Hyperstructure & Geohashes

Hyperstructure

The GSR aims to act as a decentralized, neutral, and open protocol for declaring positions of digital assets. As such, it is designed as a Hyperstructure - a smart contract that will operate forever, without change or influence from any owner or other third party. It operates at gas cost, but applications accessing the GSR may charge fees to show GSR positions on their platforms, or even post encrypted scene data to the GSR and give out decryption keys in exchange for payments or token ownership.

Geohashes

The GSR allowing asset owners to publicly locate assets opens up novel forms of token gating.

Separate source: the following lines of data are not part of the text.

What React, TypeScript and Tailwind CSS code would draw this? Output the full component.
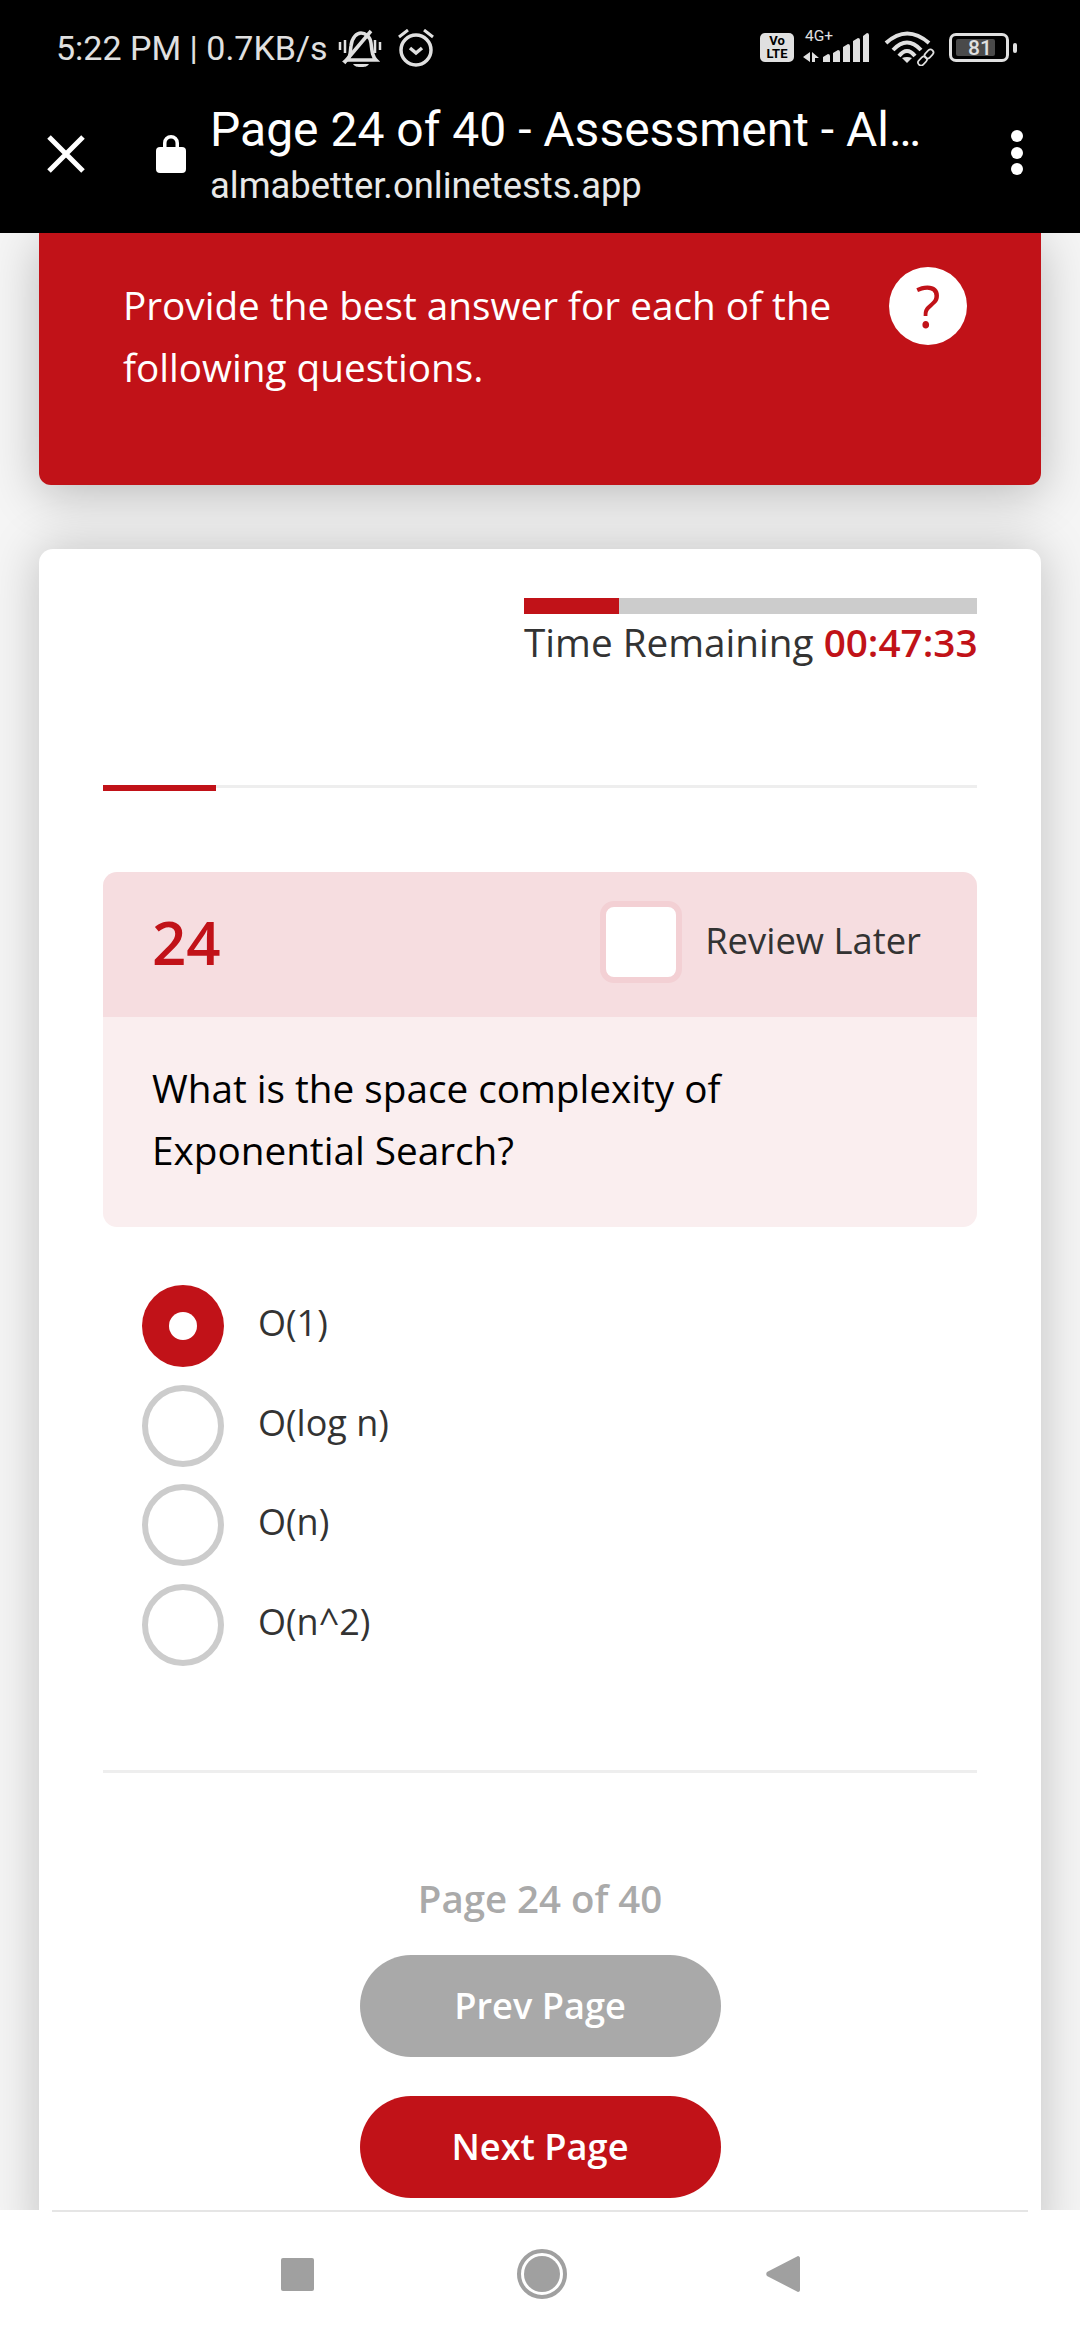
import React from 'react';

const options = ['O(1)', 'O(log n)', 'O(n)', 'O(n^2)'];

const MutedBell = () => (
  <svg width="46" height="40" viewBox="0 0 46 40" fill="none" stroke="#e0e0e0" strokeWidth="3.5">
    <path d="M10 32c4-3 3-8 4-14 1-9 6-13 10-13s9 3 10 10c1 8 1 13 5 17z" />
    <path d="M34 3 7 35" />
    <path d="M16 36h16c-2 3-5 3-8 3s-6 0-8-3z" fill="#e0e0e0" stroke="none" />
    <path d="M3 14v8M8 12v13M38 12v13M43 14v8" strokeWidth="2.500" />
  </svg>
);

const Alarm = () => (
  <svg width="42" height="38" viewBox="0 0 42 38" fill="none" stroke="#e0e0e0" strokeWidth="3.500">
    <circle cx="21" cy="21" r="15" />
    <path d="M15 19l6 5 6-5" />
    <path d="M4 8 13 1M38 8 29 1" strokeWidth="3" />
  </svg>
);

const Signal = () => (
  <svg width="67" height="32" viewBox="0 0 67 32" fill="#e0e0e0">
    <path d="M7 20v10L0 25zM9 20l7 6H12v4H9z" />
    <path d="M20 30v-5l5-3q2 0 2 2v6zM30 30V21l5-3q2 0 2 2v10zM40 30V15l5-3q2 0 2 2v16zM50 30V9l5-3q2 0 2 2v22zM60 30V4l4-3q2 0 2 2v27z" />
  </svg>
);

const Wifi = () => (
  <svg width="52" height="36" viewBox="0 0 52 36" fill="none" stroke="#e0e0e0" strokeWidth="4">
    <path d="M2 13Q23-6 45 13M9 20Q23 5 37 20M15 26Q23 16 31 26" />
    <path d="M18 28q5-2 10 0l-5 5z" fill="#e0e0e0" stroke="none" />
    <rect x="33.500" y="28" width="10" height="6" rx="3" transform="rotate(-45 38.500 31)" stroke="#000" strokeWidth="4" fill="#000" />
    <rect x="40" y="21" width="10" height="6" rx="3" transform="rotate(-45 45 24)" stroke="#000" strokeWidth="4" fill="#000" />
    <rect x="33.500" y="28" width="10" height="6" rx="3" transform="rotate(-45 38.500 31)" strokeWidth="1.700" />
    <rect x="40" y="21" width="10" height="6" rx="3" transform="rotate(-45 45 24)" strokeWidth="1.700" />
  </svg>
);

const App: React.FC = () => {
  return (
    <div className="w-[1080px] h-[2340px] flex flex-col overflow-hidden bg-[#f5f5f5] font-['Open_Sans',sans-serif]">
      {/* Status bar + browser header */}
      <div className="relative z-20 h-[233px] shrink-0 bg-black text-white font-['Roboto',sans-serif]">
        <div className="h-[95px] pl-[56px] pr-[63px] flex items-center justify-between">
          <div className="flex items-center">
            <span className="text-[34px] text-[#e0e0e0] leading-none">5:22 PM | 0.7KB/s</span>
            <span className="ml-[9px]"><MutedBell /></span>
            <span className="ml-[12px]"><Alarm /></span>
          </div>
          <div className="flex items-center">
            <div className="w-[34px] h-[29px] rounded-[5px] bg-[#e0e0e0] text-black text-[13px] leading-[12.500px] font-bold text-center pt-[2px]">
              <div>Vo</div>
              <div>LTE</div>
            </div>
            <div className="relative ml-[9px] w-[67px] h-[32px]">
              <span className="absolute -top-[3px] left-[2px] text-[15.500px] leading-none text-[#e0e0e0]">4G+</span>
              <Signal />
            </div>
            <span className="ml-[14px]"><Wifi /></span>
            <div className="ml-[13px] w-[60px] h-[29px] rounded-[7px] border-[3px] border-[#e0e0e0] px-[4px] py-[3px]">
              <div className="relative w-[39px] h-full bg-[#4a4a4a] rounded-[2px]">
                <span className="absolute left-[12px] -top-[2px] text-[21px] leading-[22px] font-medium text-[#e0e0e0]">81</span>
              </div>
            </div>
            <div className="ml-[4px] w-[4px] h-[10px] rounded-[2px] bg-[#e0e0e0]" />
          </div>
        </div>
        <div className="flex items-start pl-[46px] pr-[57px]">
          <svg width="40" height="40" viewBox="0 0 40 40" className="mt-[39px] shrink-0" stroke="#fff" strokeWidth="5">
            <path d="M3 3l34 34M37 3 3 37" />
          </svg>
          <svg width="30" height="40" viewBox="0 0 30 40" className="ml-[70px] mt-[38px] shrink-0" fill="#fff">
            <path d="M7 16v-6a8 8 0 0 1 16 0v6h-3.500v-6a4.500 4.500 0 0 0-9 0v6z" />
            <rect x="0" y="14" width="30" height="26" rx="4" />
          </svg>
          <div className="ml-[24px] w-[712px] shrink-0 pt-[8px]">
            <div className="text-[48px] leading-[54px] whitespace-nowrap">Page 24 of 40 - Assessment - Al…</div>
            <div className="text-[36.400px] leading-[42px] mt-[8px] text-[#e8e8e8] whitespace-nowrap">almabetter.onlinetests.app</div>
          </div>
          <div className="ml-auto mt-[35px] flex flex-col gap-[4.500px]">
            <div className="w-[12px] h-[12px] rounded-full bg-white" />
            <div className="w-[12px] h-[12px] rounded-full bg-white" />
            <div className="w-[12px] h-[12px] rounded-full bg-white" />
          </div>
        </div>
      </div>

      {/* Page content */}
      <div className="flex-1 overflow-hidden px-[39px]">
        {/* Instructions */}
        <div className="relative z-10 h-[252px] bg-[#c11218] rounded-b-[12px] shadow-[0_10px_50px_rgba(0,0,0,0.24)] pl-[84px] pr-[74px] pt-[41px] flex justify-between items-start">
          <p className="text-[38.700px] leading-[62px] text-white w-[725px]">
            Provide the best answer for each of the following questions.
          </p>
          <div className="w-[78px] h-[78px] mt-[-7px] rounded-full bg-white text-[#c11218] text-[58px] leading-[78px] text-center">?</div>
        </div>

        {/* Question card */}
        <div className="mt-[64px] bg-white rounded-t-[14px] shadow-[0_0_50px_rgba(0,0,0,0.22)] px-[64px] pt-[49px] h-[1700px]">
          <div className="w-[453px] ml-auto">
            <div className="h-[16px] bg-[#cccccc]">
              <div className="h-full w-[95px] bg-[#c11218]" />
            </div>
            <div className="mt-[3px] text-[38.700px] leading-[50px] text-[#333333] whitespace-nowrap">
              Time Remaining <span className="font-semibold text-[#c11218]">00:47:33</span>
            </div>
          </div>

          <div className="mt-[118px] h-[3px] bg-[#eeeeee]">
            <div className="h-[6px] w-[113px] bg-[#c11218]" />
          </div>

          <div className="mt-[84px] rounded-[14px] overflow-hidden">
            <div className="h-[145px] bg-[#f6dde0] pl-[49px] pr-[56px] flex items-center justify-between">
              <span className="mb-[5px] text-[60px] leading-none font-semibold text-[#c11218]">24</span>
              <div className="mb-[5px] flex items-center gap-[23px]">
                <div className="w-[82px] h-[82px] rounded-[14px] border-[6px] border-[#f3d0d4] bg-white" />
                <span className="mb-[3px] text-[36.400px] leading-none text-[#333333]">Review Later</span>
              </div>
            </div>
            <div className="h-[210px] bg-[#faeeef] pl-[49px] pt-[40px]">
              <p className="text-[38.700px] leading-[62px] text-black w-[640px]">
                What is the space complexity of Exponential Search?
              </p>
            </div>
          </div>

          <div className="mt-[58px] pl-[39px] flex flex-col gap-[17.500px]">
            {options.map((option, index) => (
              <div key={option} className="flex items-center h-[82px]">
                {index === 0 ? (
                  <div className="w-[82px] h-[82px] rounded-full bg-[#c11218] flex items-center justify-center">
                    <div className="w-[28px] h-[28px] rounded-full bg-white" />
                  </div>
                ) : (
                  <div className="w-[82px] h-[82px] rounded-full border-[6px] border-[#cccccc] bg-white" />
                )}
                <span className="ml-[34px] mb-[6px] text-[36px] leading-none text-[#333333]">{option}</span>
              </div>
            ))}
          </div>

          <div className="mt-[104px] h-[3px] bg-[#eeeeee]" />

          <div className="mt-[100px] flex flex-col items-center">
            <div className="text-[38.400px] leading-[50px] font-semibold text-[#aaaaaa]">Page 24 of 40</div>
            <button className="mt-[32px] w-[361px] h-[102px] rounded-full bg-[#a9a9a9] text-white text-[36.200px] font-semibold">Prev Page</button>
            <button className="mt-[39px] w-[361px] h-[102px] rounded-full bg-[#c11218] text-white text-[36.200px] font-semibold">Next Page</button>
          </div>
        </div>
      </div>

      {/* Android nav bar */}
      <div className="relative z-20 h-[130px] shrink-0 bg-white">
        <div className="mx-[52px] h-[2px] bg-[#e5e5e5]" />
        <div className="flex items-center justify-center h-[128px] pb-[4px]">
          <div className="w-[33px] h-[33px] rounded-[2px] bg-[#a0a0a0]" />
          <div className="ml-[203px] w-[50px] h-[50px] rounded-full border-[4px] border-[#a0a0a0] p-[3px]">
            <div className="w-full h-full rounded-full bg-[#a0a0a0]" />
          </div>
          <svg width="34" height="36" viewBox="0 0 34 36" className="ml-[199px]" fill="#a0a0a0">
            <path d="M32 0c1 0 2 1 2 2v32c0 1-1 2-2 2L1 20c-1-1-1-3 0-4z" />
          </svg>
        </div>
      </div>
    </div>
  );
};

export default App;
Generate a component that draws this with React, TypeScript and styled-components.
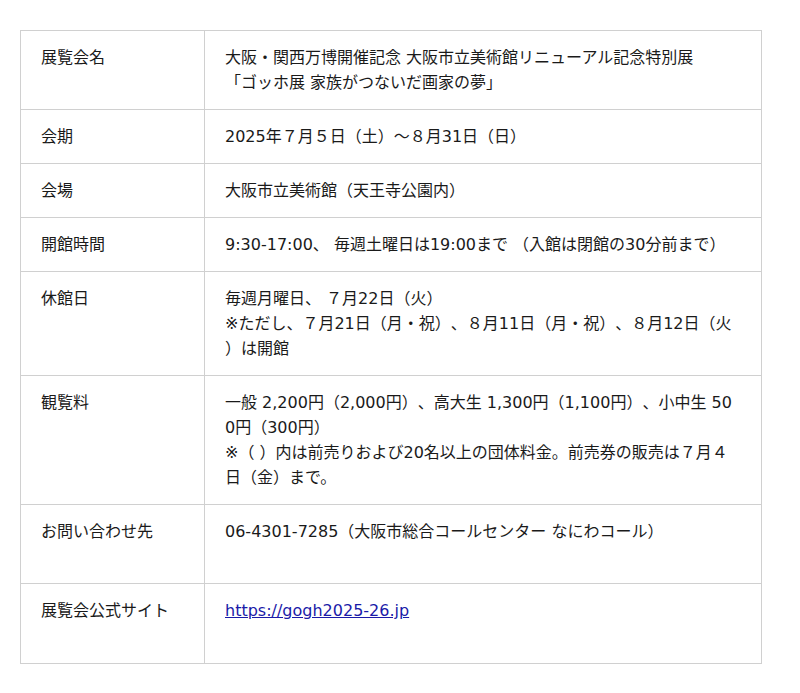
import React from "react";
import styled, { createGlobalStyle } from "styled-components";

const Global = createGlobalStyle`
  html, body { margin: 0; padding: 0; background: #fff; }
  body {
    font-family: "DejaVu Sans", "Noto Sans CJK JP", sans-serif;
    color: #1a1a1a;
    text-spacing-trim: space-all;
  }
`;

const Page = styled.div`
  padding: 30px 38px 30px 20px;
`;

const Table = styled.table`
  width: 742px;
  border-collapse: collapse;
  table-layout: fixed;
  font-size: 16px;
  line-height: 25px;
`;

const Row = styled.tr<{ $tall?: number }>`
  height: ${(p) => (p.$tall ? `${p.$tall}px` : "auto")};
`;

const Label = styled.th`
  width: 184px;
  box-sizing: border-box;
  text-align: left;
  font-weight: normal;
  vertical-align: top;
  padding: 14px 20px;
  border: 1px solid #d0d0d0;
`;

const Value = styled.td`
  vertical-align: top;
  padding: 14px 20px;
  border: 1px solid #d0d0d0;
  word-break: break-all;
  line-break: anywhere;
  text-spacing-trim: space-all;
`;

const Link = styled.a`
  color: #1a1aa8;
  text-decoration: underline;
`;

const rows: { label: string; lines: React.ReactNode[]; tall?: number }[] = [
  {
    label: "展覧会名",
    lines: [
      "大阪・関西万博開催記念 大阪市立美術館リニューアル記念特別展",
      "「ゴッホ展 家族がつないだ画家の夢」",
    ],
  },
  { label: "会期", lines: ["2025年７月５日（土）～８月31日（日）"] },
  { label: "会場", lines: ["大阪市立美術館（天王寺公園内）"] },
  {
    label: "開館時間",
    lines: ["9:30-17:00、 毎週土曜日は19:00まで （入館は閉館の30分前まで）"],
  },
  {
    label: "休館日",
    lines: [
      "毎週月曜日、 ７月22日（火）",
      "※ただし、７月21日（月・祝）、８月11日（月・祝）、８月12日（火）は開館",
    ],
  },
  {
    label: "観覧料",
    lines: [
      "一般 2,200円（2,000円）、高大生 1,300円（1,100円）、小中生 500円（300円）",
      "※（ ）内は前売りおよび20名以上の団体料金。前売券の販売は７月４日（金）まで。",
    ],
  },
  {
    label: "お問い合わせ先",
    lines: ["06-4301-7285（大阪市総合コールセンター なにわコール）"],
    tall: 79,
  },
  {
    label: "展覧会公式サイト",
    lines: [<Link href="#">https://gogh2025-26.jp</Link>],
    tall: 80,
  },
];

export default function App() {
  return (
    <>
      <Global />
      <Page>
        <Table>
          <tbody>
            {rows.map((r) => (
              <Row key={r.label} $tall={r.tall}>
                <Label>{r.label}</Label>
                <Value>
                  {r.lines.map((l, i) => (
                    <React.Fragment key={i}>
                      {i > 0 && <br />}
                      {l}
                    </React.Fragment>
                  ))}
                </Value>
              </Row>
            ))}
          </tbody>
        </Table>
      </Page>
    </>
  );
}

For instance, a city-focused smart contract may want to grant access to certain functions only to someone who has placed an asset in that city, perhaps for a certain amount of time. This is easy enough to calculate off-chain, and indexing services can support complex geographic queries to facilitate this. However, it may be useful to carry out this check on-chain instead. As such, the GSR supports an isWithin query that allows smart contracts on the Polygon blockchain to directly query if a specific NFT is currently located within a specific area. It does this by utilizing geohashes.

A geohash is an encoding of latitude and longitude coordinates that is optimized for fast area searches. Instead of storing the coordinates and a pair of latitude and longitude floating point numbers (which are not supported by the EVM in any case), a geohash encodes coordinates as a single string of bits, set up in such a way that each bit divides the given space in half. The more bits, the higher precision of the location description. This gives geohashes a useful property - a longer geohash definitely describes an area contained in the area described by a shorter geohash that is a prefix of the longer one. So the geohash 01101 11111 is definitely inside the geohash 01101. By storing locations as geohashes, it makes it gas-efficient to determine if a GSR Placement (which may be a small 10 meter area) is located in a set of larger geohashes (which may cover a whole city).

Traditionally, geohashes are displayed as a Base32 string. However this is not as useful on a blockchain. Instead, the geohashes are stored as a raw uint256, which may be decoded to the traditional string. However, the string version encodes more than just the raw numeric value - it also encodes the precision of the geohash. To keep this same ability in an integer system, each geohash value must be accompanied by a bitPrecision value, which encodes how many bits of the geohash number are relevant. In the GSR, these two values are collected into a single Geohash struct.